**DATA ENTRIES**:
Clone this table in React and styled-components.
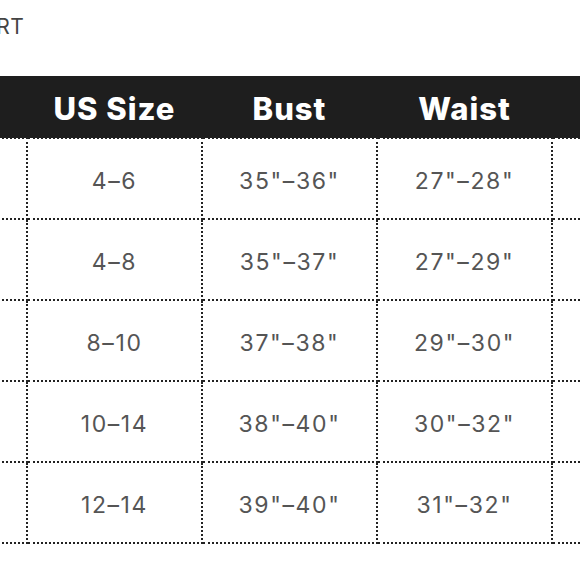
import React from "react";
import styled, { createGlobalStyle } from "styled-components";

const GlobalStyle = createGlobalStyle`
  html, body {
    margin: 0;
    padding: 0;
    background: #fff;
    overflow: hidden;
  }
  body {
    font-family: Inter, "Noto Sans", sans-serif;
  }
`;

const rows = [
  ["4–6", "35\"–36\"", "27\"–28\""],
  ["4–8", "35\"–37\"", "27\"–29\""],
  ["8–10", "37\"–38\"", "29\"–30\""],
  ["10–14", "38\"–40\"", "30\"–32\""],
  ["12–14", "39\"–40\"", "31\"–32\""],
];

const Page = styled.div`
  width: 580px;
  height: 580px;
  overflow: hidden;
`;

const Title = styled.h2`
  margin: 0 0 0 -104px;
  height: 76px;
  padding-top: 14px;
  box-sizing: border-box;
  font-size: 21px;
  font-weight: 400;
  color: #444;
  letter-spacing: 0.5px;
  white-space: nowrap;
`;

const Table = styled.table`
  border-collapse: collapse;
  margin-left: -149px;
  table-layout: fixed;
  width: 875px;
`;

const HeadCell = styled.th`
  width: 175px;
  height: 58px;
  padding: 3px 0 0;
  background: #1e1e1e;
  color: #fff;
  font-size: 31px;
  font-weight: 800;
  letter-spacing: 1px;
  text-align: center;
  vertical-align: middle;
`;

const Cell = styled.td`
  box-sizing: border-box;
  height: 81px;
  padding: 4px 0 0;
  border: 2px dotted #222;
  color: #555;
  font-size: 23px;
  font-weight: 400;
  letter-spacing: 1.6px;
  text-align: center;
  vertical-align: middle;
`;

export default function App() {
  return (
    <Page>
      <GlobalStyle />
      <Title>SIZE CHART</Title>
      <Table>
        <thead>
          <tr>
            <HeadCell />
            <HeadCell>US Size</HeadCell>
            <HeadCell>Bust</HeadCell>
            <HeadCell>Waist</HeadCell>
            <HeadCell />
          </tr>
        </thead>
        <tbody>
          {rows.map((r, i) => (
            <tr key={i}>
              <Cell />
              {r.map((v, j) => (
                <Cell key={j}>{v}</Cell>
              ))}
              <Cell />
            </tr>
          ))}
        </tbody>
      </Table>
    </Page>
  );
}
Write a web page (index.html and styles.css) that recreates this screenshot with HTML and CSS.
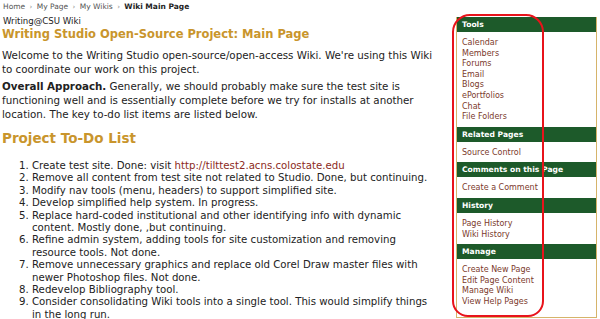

**WHAT IS ASKED**:
Reproduce each record from above exactly; pictures do not belong in the copy.

**RESULT BELOW**:
Clone this table in React and styled-components.
import React from "react";
import styled, { createGlobalStyle } from "styled-components";

const GlobalStyle = createGlobalStyle`
  html, body {
    margin: 0;
    padding: 0;
    background: #fff;
    overflow: hidden;
  }
  body {
    font-family: Inter, "Noto Sans", sans-serif;
  }
`;

const rows = [
  ["4–6", "35\"–36\"", "27\"–28\""],
  ["4–8", "35\"–37\"", "27\"–29\""],
  ["8–10", "37\"–38\"", "29\"–30\""],
  ["10–14", "38\"–40\"", "30\"–32\""],
  ["12–14", "39\"–40\"", "31\"–32\""],
];

const Page = styled.div`
  width: 580px;
  height: 580px;
  overflow: hidden;
`;

const Title = styled.h2`
  margin: 0 0 0 -104px;
  height: 76px;
  padding-top: 14px;
  box-sizing: border-box;
  font-size: 21px;
  font-weight: 400;
  color: #444;
  letter-spacing: 0.5px;
  white-space: nowrap;
`;

const Table = styled.table`
  border-collapse: collapse;
  margin-left: -149px;
  table-layout: fixed;
  width: 875px;
`;

const HeadCell = styled.th`
  width: 175px;
  height: 58px;
  padding: 3px 0 0;
  background: #1e1e1e;
  color: #fff;
  font-size: 31px;
  font-weight: 800;
  letter-spacing: 1px;
  text-align: center;
  vertical-align: middle;
`;

const Cell = styled.td`
  box-sizing: border-box;
  height: 81px;
  padding: 4px 0 0;
  border: 2px dotted #222;
  color: #555;
  font-size: 23px;
  font-weight: 400;
  letter-spacing: 1.6px;
  text-align: center;
  vertical-align: middle;
`;

export default function App() {
  return (
    <Page>
      <GlobalStyle />
      <Title>SIZE CHART</Title>
      <Table>
        <thead>
          <tr>
            <HeadCell />
            <HeadCell>US Size</HeadCell>
            <HeadCell>Bust</HeadCell>
            <HeadCell>Waist</HeadCell>
            <HeadCell />
          </tr>
        </thead>
        <tbody>
          {rows.map((r, i) => (
            <tr key={i}>
              <Cell />
              {r.map((v, j) => (
                <Cell key={j}>{v}</Cell>
              ))}
              <Cell />
            </tr>
          ))}
        </tbody>
      </Table>
    </Page>
  );
}
Write a web page (index.html and styles.css) that recreates this screenshot with HTML and CSS.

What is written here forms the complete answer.